The paper by Y. Chen et al. entitled “Efficiency of Chinese Real Estate Market Based on Complexity-Entropy Binary Causal Plane Method” analyzes the mechanism of house price formation, assuming that the price is a function of the rental income and the average annual household income. The authors implement the complexity-entropy binary causal plane method to detect the hidden structure of real estate market price and then measure its efficiency and complexity. By comparing the applications to Chinese and American contexts, some considerations are derived to define possible guidelines for reducing the information asymmetry in the market and elaborating more detailed rules to help information disclosure in the process of real estate transactions, so as to guarantee the liquidity, accuracy, and timeliness of the information data.

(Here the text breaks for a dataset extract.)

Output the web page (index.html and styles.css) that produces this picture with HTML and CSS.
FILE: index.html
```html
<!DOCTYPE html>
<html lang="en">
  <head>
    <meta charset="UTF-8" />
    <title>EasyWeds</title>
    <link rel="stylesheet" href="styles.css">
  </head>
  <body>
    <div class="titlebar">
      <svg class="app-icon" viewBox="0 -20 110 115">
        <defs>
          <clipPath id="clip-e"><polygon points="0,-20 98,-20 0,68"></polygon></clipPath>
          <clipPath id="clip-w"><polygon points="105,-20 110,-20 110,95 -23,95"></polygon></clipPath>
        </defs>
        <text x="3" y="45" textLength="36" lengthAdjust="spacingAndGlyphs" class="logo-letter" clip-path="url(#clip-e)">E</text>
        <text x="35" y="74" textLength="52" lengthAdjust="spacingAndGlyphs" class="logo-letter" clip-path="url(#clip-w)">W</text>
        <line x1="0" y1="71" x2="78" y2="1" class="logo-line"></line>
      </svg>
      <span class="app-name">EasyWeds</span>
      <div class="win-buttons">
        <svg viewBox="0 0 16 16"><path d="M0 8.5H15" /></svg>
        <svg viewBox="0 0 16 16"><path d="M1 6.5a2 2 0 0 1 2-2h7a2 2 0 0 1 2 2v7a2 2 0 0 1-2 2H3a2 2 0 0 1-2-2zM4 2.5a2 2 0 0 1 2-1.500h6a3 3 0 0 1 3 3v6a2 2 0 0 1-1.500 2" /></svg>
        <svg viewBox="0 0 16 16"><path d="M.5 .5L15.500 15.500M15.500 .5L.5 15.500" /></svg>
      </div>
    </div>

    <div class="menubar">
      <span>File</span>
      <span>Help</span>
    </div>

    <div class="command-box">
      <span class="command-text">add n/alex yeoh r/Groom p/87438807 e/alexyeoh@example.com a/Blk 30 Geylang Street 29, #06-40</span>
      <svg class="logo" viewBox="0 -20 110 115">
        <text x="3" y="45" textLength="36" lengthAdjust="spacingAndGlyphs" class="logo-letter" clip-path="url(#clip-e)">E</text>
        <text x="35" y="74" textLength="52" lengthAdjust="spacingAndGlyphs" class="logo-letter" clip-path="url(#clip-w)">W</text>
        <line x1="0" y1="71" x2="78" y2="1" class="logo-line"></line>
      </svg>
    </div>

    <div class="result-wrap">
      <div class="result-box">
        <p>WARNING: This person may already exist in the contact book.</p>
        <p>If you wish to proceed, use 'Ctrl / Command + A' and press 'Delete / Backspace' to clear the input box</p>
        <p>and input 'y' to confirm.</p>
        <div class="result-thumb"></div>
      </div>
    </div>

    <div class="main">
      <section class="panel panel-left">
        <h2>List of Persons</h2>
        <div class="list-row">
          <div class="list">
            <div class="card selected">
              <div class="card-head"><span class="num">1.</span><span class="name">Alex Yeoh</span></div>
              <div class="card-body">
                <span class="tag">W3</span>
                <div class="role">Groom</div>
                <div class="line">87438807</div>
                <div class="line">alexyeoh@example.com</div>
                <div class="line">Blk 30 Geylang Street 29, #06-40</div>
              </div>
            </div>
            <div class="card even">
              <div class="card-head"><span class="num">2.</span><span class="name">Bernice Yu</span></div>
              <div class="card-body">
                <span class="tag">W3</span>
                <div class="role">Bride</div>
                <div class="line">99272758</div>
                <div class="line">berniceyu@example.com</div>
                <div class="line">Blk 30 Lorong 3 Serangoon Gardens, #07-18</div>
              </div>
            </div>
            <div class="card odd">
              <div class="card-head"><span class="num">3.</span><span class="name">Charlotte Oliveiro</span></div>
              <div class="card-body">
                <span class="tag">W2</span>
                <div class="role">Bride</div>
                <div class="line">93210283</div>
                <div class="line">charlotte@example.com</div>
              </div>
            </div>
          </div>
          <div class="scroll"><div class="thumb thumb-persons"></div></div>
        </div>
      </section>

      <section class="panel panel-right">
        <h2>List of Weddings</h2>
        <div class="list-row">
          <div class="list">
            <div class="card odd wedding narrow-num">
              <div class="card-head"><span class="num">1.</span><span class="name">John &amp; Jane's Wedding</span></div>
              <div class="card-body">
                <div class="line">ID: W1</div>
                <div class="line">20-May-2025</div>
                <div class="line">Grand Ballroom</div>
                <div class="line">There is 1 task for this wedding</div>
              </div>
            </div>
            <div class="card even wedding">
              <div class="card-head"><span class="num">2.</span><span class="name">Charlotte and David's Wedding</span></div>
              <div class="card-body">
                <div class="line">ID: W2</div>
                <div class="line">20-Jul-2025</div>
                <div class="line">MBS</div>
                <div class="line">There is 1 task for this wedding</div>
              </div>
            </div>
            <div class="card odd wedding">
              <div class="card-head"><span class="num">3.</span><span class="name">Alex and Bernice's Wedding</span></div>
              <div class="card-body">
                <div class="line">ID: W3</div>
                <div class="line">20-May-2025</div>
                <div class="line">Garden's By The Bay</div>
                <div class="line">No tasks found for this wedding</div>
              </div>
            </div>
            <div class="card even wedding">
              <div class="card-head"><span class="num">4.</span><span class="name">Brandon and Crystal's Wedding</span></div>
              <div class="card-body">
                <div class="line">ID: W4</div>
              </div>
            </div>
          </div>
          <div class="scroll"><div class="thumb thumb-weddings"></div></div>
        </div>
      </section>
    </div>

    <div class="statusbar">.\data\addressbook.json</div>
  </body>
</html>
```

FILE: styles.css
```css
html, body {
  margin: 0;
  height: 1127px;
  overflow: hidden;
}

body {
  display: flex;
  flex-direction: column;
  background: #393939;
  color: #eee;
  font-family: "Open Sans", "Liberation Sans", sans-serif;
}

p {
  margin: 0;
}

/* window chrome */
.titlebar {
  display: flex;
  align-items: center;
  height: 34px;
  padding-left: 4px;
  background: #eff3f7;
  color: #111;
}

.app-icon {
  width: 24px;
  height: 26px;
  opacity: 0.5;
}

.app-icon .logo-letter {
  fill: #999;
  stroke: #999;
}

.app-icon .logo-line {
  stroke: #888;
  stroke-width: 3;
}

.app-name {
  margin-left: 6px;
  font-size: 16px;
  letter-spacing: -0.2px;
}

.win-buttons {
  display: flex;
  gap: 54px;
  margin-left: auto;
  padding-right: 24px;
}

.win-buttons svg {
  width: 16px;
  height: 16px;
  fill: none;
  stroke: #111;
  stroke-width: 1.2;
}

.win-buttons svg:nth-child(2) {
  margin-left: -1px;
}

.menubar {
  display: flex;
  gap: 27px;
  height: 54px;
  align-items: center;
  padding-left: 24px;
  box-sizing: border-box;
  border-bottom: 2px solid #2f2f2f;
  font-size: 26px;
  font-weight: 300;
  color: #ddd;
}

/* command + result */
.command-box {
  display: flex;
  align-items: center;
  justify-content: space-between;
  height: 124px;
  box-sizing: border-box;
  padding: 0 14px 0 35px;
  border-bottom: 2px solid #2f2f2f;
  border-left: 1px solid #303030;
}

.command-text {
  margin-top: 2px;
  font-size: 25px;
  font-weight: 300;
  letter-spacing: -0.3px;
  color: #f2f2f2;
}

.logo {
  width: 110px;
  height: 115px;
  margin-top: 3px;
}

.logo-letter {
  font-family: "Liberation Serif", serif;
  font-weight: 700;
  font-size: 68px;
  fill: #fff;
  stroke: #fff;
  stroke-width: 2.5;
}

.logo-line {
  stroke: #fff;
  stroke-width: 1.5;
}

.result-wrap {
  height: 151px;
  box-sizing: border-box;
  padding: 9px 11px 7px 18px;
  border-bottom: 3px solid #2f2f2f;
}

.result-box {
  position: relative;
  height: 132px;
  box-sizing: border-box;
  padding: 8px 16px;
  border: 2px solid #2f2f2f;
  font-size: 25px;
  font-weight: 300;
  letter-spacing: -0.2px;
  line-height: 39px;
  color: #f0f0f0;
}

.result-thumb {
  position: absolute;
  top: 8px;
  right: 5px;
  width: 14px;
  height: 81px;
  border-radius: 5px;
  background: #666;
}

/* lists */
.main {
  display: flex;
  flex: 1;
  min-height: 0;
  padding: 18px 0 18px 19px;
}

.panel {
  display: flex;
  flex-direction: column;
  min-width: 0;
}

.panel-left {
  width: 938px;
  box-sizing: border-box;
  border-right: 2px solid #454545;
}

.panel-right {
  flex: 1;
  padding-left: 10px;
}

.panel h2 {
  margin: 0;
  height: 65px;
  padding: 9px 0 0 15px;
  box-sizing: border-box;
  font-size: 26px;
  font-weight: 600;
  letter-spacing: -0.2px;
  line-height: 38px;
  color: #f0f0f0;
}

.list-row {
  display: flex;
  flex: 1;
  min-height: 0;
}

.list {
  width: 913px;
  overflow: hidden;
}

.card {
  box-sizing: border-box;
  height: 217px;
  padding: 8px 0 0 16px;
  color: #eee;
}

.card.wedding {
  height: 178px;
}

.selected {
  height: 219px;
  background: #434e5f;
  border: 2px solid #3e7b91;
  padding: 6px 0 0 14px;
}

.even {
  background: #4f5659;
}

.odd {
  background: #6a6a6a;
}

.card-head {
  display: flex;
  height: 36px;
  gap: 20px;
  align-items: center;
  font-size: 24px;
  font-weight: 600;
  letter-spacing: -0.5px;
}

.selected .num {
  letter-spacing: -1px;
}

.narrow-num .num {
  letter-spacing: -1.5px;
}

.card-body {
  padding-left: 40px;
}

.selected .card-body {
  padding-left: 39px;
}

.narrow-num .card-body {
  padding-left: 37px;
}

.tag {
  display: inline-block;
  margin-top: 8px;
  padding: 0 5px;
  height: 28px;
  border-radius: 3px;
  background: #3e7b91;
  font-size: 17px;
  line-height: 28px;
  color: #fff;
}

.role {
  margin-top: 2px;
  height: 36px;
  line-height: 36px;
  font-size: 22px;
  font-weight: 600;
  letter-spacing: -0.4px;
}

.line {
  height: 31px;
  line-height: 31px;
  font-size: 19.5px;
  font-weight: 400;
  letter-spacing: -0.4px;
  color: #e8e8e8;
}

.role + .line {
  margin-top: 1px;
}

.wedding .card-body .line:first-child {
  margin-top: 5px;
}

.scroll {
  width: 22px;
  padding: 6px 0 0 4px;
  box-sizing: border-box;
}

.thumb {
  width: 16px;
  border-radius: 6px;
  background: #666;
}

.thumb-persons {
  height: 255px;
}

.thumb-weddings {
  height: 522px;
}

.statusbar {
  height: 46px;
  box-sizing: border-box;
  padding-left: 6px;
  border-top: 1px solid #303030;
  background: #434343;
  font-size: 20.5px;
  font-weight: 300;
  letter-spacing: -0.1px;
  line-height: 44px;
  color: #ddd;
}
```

The paper by C. Ç. Dönmez and A. Atalan entitled “Developing Statistical Optimization Models for Urban Competitiveness Index: Under the Boundaries of Econophysics Approach” aims to elaborate a specific urban competitiveness index (UCI) by using the statistical optimization method for the econophysics approach. L’UCI is defined as a combination of the gross domestic product of urban and the gross domestic product per capita of urban with other factors (education, health, and training, labor and transport, technology and industry, market size, product efficiency, and financial service). The complexity of the developed model is attested by the number of indicators that represent the considered factors: totally, thirty-eight indicators have been specified, useful to characterize the complex structure of the urban areas. Borrowing the goal programming logic, the proposed model is applied to thirty cities located in fifteen countries worldwide. The outputs allow identifying the most attractive cities for institutional investors, by considering possible variations of the different factors.

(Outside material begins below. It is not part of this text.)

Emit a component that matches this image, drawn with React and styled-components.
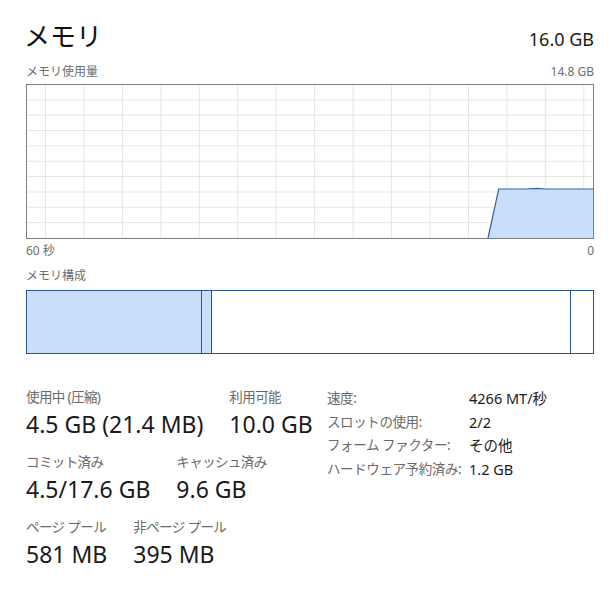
import React from 'react';
import styled, { createGlobalStyle } from 'styled-components';

const GlobalStyle = createGlobalStyle`
	html, body {
		margin: 0;
		padding: 0;
		background: #ffffff;
	}
	body {
		font-family: "Noto Sans", "Noto Sans CJK JP", sans-serif;
		color: #1a1a1a;
	}
`;

const GRAPH_W = 568;
const GRAPH_H = 155;

// usage history, in px inside the graph box
const usage = [
	[462, 154],
	[472.7, 105],
	[500, 105],
	[511, 104.3],
	[519, 105],
	[568, 105]
];

const leftStats = [
	[
		{ label: '使用中 (圧縮)', value: '4.5 GB (21.4 MB)' },
		{ label: '利用可能', value: '10.0 GB' }
	],
	[
		{ label: 'コミット済み', value: '4.5/17.6 GB' },
		{ label: 'キャッシュ済み', value: '9.6 GB' }
	],
	[
		{ label: 'ページ プール', value: '581 MB' },
		{ label: '非ページ プール', value: '395 MB' }
	]
];

const details = [
	[ '速度:', '4266 MT/秒' ],
	[ 'スロットの使用:', '2/2' ],
	[ 'フォーム ファクター:', 'その他' ],
	[ 'ハードウェア予約済み:', '1.2 GB' ]
];

const UsageGraph = () => {
	const cols = [];
	for (let x = 19.5; x < GRAPH_W - 1; x += 38.45) cols.push(x);
	const rows = [];
	for (let i = 1; i < 10; i++) rows.push(0.5 + i * 15.35);

	const area =
		usage.map(([ x, y ]) => `${x},${y}`).join(' ') + ` ${GRAPH_W - 1},${GRAPH_H - 1}`;
	const line = usage.map(([ x, y ]) => `${x},${y}`).join(' ');

	return (
		<GraphSvg width={GRAPH_W} height={GRAPH_H} viewBox={`0 0 ${GRAPH_W} ${GRAPH_H}`}>
			{cols.map((x) => (
				<line key={'c' + x} x1={x} y1={1} x2={x} y2={GRAPH_H - 1} stroke="#e6e6e6" strokeWidth="1" />
			))}
			{rows.map((y) => (
				<line key={'r' + y} x1={1} y1={y} x2={GRAPH_W - 1} y2={y} stroke="#e6e6e6" strokeWidth="1" />
			))}
			<polygon points={area} fill="#c8dffb" />
			<polyline points={line} fill="none" stroke="#2b64a8" strokeWidth="1.2" />
			<rect x="0.5" y="0.5" width={GRAPH_W - 1} height={GRAPH_H - 1} fill="none" stroke="#7f7f7f" strokeWidth="1" />
		</GraphSvg>
	);
};

const App = () => (
	<>
		<GlobalStyle />
		<Panel>
			<Header>
				<Title>メモリ</Title>
				<Total>16.0 GB</Total>
			</Header>
			<CaptionRow $gap={11}>
				<Caption>メモリ使用量</Caption>
				<Caption>14.8 GB</Caption>
			</CaptionRow>
			<GraphBox>
				<UsageGraph />
			</GraphBox>
			<CaptionRow $gap={4}>
				<Caption>60 秒</Caption>
				<Caption>0</Caption>
			</CaptionRow>
			<CaptionRow $gap={9}>
				<Caption>メモリ構成</Caption>
			</CaptionRow>
			<Composition>
				<Segment $width={175} $fill="#c8dffb" />
				<Segment $width={10} $fill="#c8dffb" />
				<Segment $fill="#ffffff" />
				<Segment $width={22} $fill="#ffffff" $last />
			</Composition>
			<Stats>
				<StatColumn>
					{leftStats.map((row, i) => (
						<StatRow key={i}>
							{row.map((s) => (
								<Stat key={s.label}>
									<StatLabel>{s.label}</StatLabel>
									<StatValue>{s.value}</StatValue>
								</Stat>
							))}
						</StatRow>
					))}
				</StatColumn>
				<DetailGrid>
					{details.map(([ k, v ]) => (
						<React.Fragment key={k}>
							<DetailKey>{k}</DetailKey>
							<DetailValue>{v}</DetailValue>
						</React.Fragment>
					))}
				</DetailGrid>
			</Stats>
		</Panel>
	</>
);

const Panel = styled.div`
	width: 616px;
	height: 592px;
	box-sizing: border-box;
	padding: 17px 22px 0 26px;
	display: flex;
	flex-direction: column;
	overflow: hidden;
`;

const Header = styled.div`
	display: flex;
	justify-content: space-between;
	align-items: baseline;
	height: 36px;
`;

const Title = styled.div`
	font-family: "Noto Sans CJK JP", sans-serif;
	font-size: 26px;
	line-height: 36px;
	margin-left: -2px;
	color: #111;
`;

const Total = styled.div`
	font-size: 18px;
	line-height: 36px;
	color: #1a1a1a;
`;

const CaptionRow = styled.div`
	display: flex;
	justify-content: space-between;
	margin-top: ${(p) => p.$gap}px;
	height: 16px;
`;

const Caption = styled.span`
	font-size: 12px;
	line-height: 16px;
	color: #6e6e6e;
`;

const GraphBox = styled.div`
	margin-top: 4px;
	height: ${GRAPH_H}px;
`;

const GraphSvg = styled.svg`
	display: block;
`;

const Composition = styled.div`
	margin-top: 6px;
	height: 64px;
	box-sizing: border-box;
	border: 1px solid #24578f;
	display: flex;
`;

const Segment = styled.div`
	flex: ${(p) => (p.$width ? `0 0 ${p.$width}px` : '1 1 auto')};
	box-sizing: border-box;
	background: ${(p) => p.$fill};
	border-right: ${(p) => (p.$last ? 'none' : '1px solid #24578f')};
`;

const Stats = styled.div`
	margin-top: 32px;
	display: flex;
	align-items: flex-start;
`;

const StatColumn = styled.div`
	width: 301px;
	display: flex;
	flex-direction: column;
	gap: 12px;
`;

const StatRow = styled.div`
	display: flex;
	gap: 26px;
`;

const Stat = styled.div`
	display: flex;
	flex-direction: column;
`;

const StatLabel = styled.div`
	font-size: 13.5px;
	line-height: 22px;
	color: #6a6a6a;
	white-space: nowrap;
	letter-spacing: -0.6px;
`;

const StatValue = styled.div`
	font-size: 23px;
	line-height: 30px;
	margin-top: 1px;
	color: #1a1a1a;
	white-space: nowrap;
`;

const DetailGrid = styled.div`
	margin-top: 1px;
	display: grid;
	grid-template-columns: 142px auto;
	grid-auto-rows: 23.5px;
`;

const DetailKey = styled.div`
	font-size: 13.5px;
	line-height: 23.5px;
	color: #6a6a6a;
	white-space: nowrap;
	letter-spacing: -0.4px;
`;

const DetailValue = styled.div`
	font-size: 14.5px;
	line-height: 23.5px;
	color: #1a1a1a;
	white-space: nowrap;
`;

export default App;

The paper by M. Castelli et al. entitled “Predicting Days on Market to Optimize Real Estate Sales Strategy” develops a model for limiting the problem of irregularities and frauds that are frequent in the real estate market. Starting from the real estate market in Bulgaria, the authors outline that agencies frequently advertise unreal or unavailable apartment listings for a cheap price, as a method to attract unaware potential new customers. According to the authors, the absence of rigorous laws that regulate the real estate market and the duplication of the real estate listings on different advertising portals have increased the need of appropriate transparency. Therefore, the authors present a systematical approach based on data analysis techniques and machine learning methods aimed at identifying frauds in real estate advertisements and improving the transparency of the property listings.

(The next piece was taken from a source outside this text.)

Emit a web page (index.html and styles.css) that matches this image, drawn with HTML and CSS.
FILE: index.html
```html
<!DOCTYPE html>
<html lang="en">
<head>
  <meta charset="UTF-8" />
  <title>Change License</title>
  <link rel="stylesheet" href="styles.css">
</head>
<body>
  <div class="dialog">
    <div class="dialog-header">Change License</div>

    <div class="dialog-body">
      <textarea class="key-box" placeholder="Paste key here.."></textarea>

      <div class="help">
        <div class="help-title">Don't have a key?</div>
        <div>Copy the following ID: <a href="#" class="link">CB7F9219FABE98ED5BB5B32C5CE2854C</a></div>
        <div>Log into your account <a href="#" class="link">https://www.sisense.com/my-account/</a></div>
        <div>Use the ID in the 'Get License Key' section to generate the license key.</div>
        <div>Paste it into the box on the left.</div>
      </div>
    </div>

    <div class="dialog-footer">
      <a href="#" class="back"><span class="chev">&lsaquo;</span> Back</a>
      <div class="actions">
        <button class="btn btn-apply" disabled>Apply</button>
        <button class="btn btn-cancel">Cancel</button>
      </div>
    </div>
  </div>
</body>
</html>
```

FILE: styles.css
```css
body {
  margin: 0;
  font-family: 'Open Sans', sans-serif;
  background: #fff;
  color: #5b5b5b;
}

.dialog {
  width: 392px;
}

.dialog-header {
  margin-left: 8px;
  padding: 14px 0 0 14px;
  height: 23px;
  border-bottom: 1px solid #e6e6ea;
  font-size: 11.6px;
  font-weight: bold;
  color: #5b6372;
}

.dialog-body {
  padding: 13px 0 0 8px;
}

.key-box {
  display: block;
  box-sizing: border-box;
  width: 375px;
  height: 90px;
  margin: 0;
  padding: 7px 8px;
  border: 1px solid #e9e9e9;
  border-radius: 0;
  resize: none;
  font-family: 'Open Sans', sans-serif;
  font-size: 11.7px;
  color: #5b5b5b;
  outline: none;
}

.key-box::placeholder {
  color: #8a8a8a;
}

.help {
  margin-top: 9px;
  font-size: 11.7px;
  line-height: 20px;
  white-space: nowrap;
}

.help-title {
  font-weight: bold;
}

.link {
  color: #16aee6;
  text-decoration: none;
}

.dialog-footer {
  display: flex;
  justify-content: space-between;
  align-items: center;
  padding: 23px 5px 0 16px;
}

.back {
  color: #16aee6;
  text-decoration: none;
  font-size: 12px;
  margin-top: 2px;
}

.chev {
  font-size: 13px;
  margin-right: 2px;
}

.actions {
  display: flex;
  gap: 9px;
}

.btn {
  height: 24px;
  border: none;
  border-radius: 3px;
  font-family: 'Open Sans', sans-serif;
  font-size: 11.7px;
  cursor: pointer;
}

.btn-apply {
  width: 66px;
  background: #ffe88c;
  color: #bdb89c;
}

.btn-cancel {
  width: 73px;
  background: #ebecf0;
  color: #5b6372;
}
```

The paper by J.-L. Alfaro-Navarro et al. entitled “A Fully Automated Adjustment of Ensemble Methods in Machine Learning for Modeling Complex Real Estate Systems” proposes an Automated Valuation Model (AVM) to carry out the assessment of real estate prices for an entire country. The authors point out the growing importance of real estate valuations, also highlighted by the close relationship among the collateral value and the bank stability. Starting from a database of about 800,000 properties located in 433 cities in Spain, the AVM is differentiated (based on bagging, boosting, and random forest) for each municipality. The outputs outline that the ensemble methods usually provide good prediction results, although they tend to sacrifice the possible interpretation of the relationships between the predictor variables and the target.

The paper by K. Zhang et al. entitled “Grey Spectrum Analysis of Air Quality Index and Housing Price in Handan” assesses the relationship between an air quality index (AQI) and the housing prices in order to define appropriate guidelines for government programs aimed at reducing the air pollution and regulating the property market. The temporal analysis, based on the grey system theory, is referred to the city of Handan (China) in southern Hebei Province. The application shows that there is a negative correlation between AQI and the housing price; furthermore, due to the specific Chinese policies, the housing prices are gradually stabilizing and the air quality tends to improve.

The paper by E. Allodi et al. entitled “Real Estate Asset Management Companies’ Economies of Scale: Is It a Dream or Reality? The Italian Case” aims to verify the presence (or absence) of economies of scale of Italian real estate management companies. The authors highlight that operations of mergers and acquisitions have consolidated the real estate asset management companies, with a consequent increase in the company size. Through a multivariate analysis, the study concerns twenty-six asset management companies, characterized by a total asset under management (AUM) equal to seventy billion euros, i.e., corresponding to 85% of the total AUM managed by all real estate asset management companies operating in Italy. The implementation of a series of multivariate regressions outlines the absence of relationships that would suggest economies of scale.

All the papers submitted in this Special Issue have demonstrated the current, widespread, and increasing interest of the scientific and professional operators for the implementation of innovative mass appraisal models. In particular, the Special Issue is part of the broader international debate on the contribution that data mining has on the global economy, in accordance with the guidelines of the European Coordinated Plan on Artificial Intelligence, and how this typology of models can support to interpret the complexity of real estate dynamics.

Conflicts of Interest

The lead guest editor and the guest editors declare that there are no conflicts of interest or agreements with private companies, which will prevent them working impartially in the editorial process.


The editors thank all the authors for their contributions.